Now it was an easy job. Just the routine washing of the dishes before eating dinner, my parents' only daily meal together. They wouldn't sit at the dinner table, normally, but rather eat in front of the TV, watching satellite broadcast Chinese shows. They would dump all their food into a big bowl of rice and eat from there. Very practical. The formalities of eating had eroded and eventually disappeared with their simple and lonesome lives. When there were no guests, no relatives, and, of course, no children to be around on a regular basis, there was no need for tradition, and the value of food had shed off its complicated rituals and boiled down, to to speak, to a process of obtaining it, cooking it, and ingesting it, each in its own place, if that's a ritual. It is a ritual, it seemed, however, to wash whatever dirty dishes and utensils lying around. To forgo this and do it afterwards was to break a habit, not so much a tradition, that was just as strong as any ritual. So when I asked him to come and join us, since their son was here, at the dining table, he had refused many times. He couldn't just stop. He had to now attend to the big wok where most of the food was made. He grabbed each side with a hand and lifted the wok, which already had water in it, soaking up all the residue for easier cleaning, and turning to the right where the sink was, he poured the water out gently, careful not to let it spill out onto the little counter space there was between the sink and the stove top. And using a harsh scrub without any soap or detergents he scrubbed off all the pieces of food and films of oil off, and then, having put the scrub back in its proper place next to the faucet, he grabbed that rag and rinsed off the soap before superficially washing off any remaining item on the wok. It was important, he had told me when I was a kid, to not wash the wok with soap, as it was of steel and so could rust.

Shaking off the last beads of water from the wok, he wiped it with a dry rag hanging just behind the faucet, and placed the wok back where it was sitting on the stove top. I am sure he heard me beseeching him to join us, but his tired eyes under those thick, unkempt, gray eyebrows saw the wok lid. He grabbed it with those same strong but wrinkly and overused hands, and just with the wok, he washed it without soap but with a scrub followed by a rag.

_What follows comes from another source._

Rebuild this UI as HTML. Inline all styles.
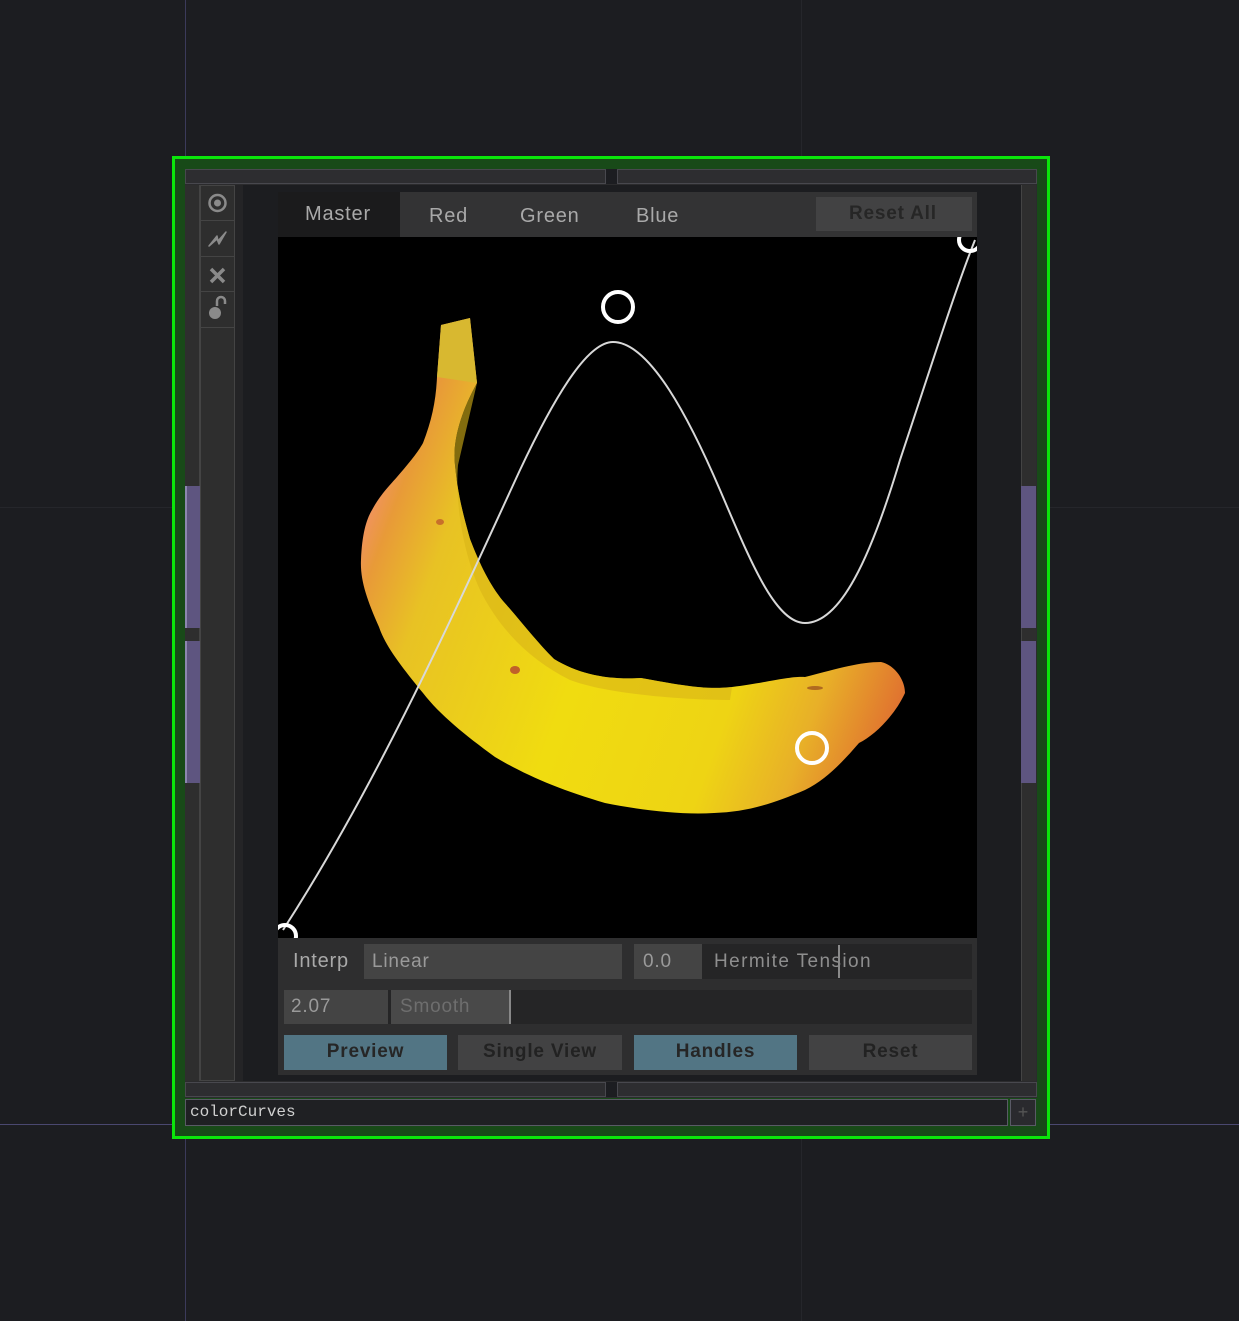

Perhaps at that point I walked in the kitchen and invited him out in person. He was short, lately seemed shorter than I could remember. He, as always, didn't look at me, his head bowed, even though he was smiling, with a tinge of embarrassment that I had to come get him in person. He shook the water off his sixty-something year old hands, then dried them with a rag, not sure which one. He asked, without looking at me, if I needed anything. And when I said that just that he joined us, he said all right, and he grabbed his bowl, not just any bowl, but his bowl, even though for me they all looked the same, and he filled it up with rice. With his own stuff he was fast; there was not much attention paid to the things he did for himself. Perhaps it was because he was just usually dedicated to others, or perhaps he knew himself so well that everything he did could be done in the dark. I bet he had opened that rice cooker, or any that had sat in that same position for decades, scooped up the same amount of rice out of it, dumped into the bowl, repeated the same rice action the same number of times everytime, closed the lid, turned to open the draw to get a pair of chopsticks, and walked out of that tiny kitchen, all this done thousands of times.

The only variation might be that most of the time he would have a soup first. But I think this time he forgot, or that his habit was a little shaken up, by my intrusion into the kitchen. He managed to remind me to have soup first, but this time he forgot it himself. He had a smile on, still a bit embarrassed, but he had a smile on. With people he usually had a smile on, and with me, since I didn't come to visit them that often, the smile was even grander. And when he smiled, his age lines, scarred permanently on his face for eternity, became even more pronounced. His eyes become even smaller as the lines at their corners and on their eyelids, became deeper and more concentrated. And when he came out and entered the dining room, where there was a warmer light, as opposed to the fluorescent blue light of the kitchen, he was talkative and his age lines were all sentences of joy. A huge contrast to his pensiveness in that little room where food was made and the utensils used for this process were rigorously and meticulously cleaned.

We finally sat down and started eating. He paused for a moment and murmured, before continuing dipping his chopsticks in the shared food, that he forgot to have soup first.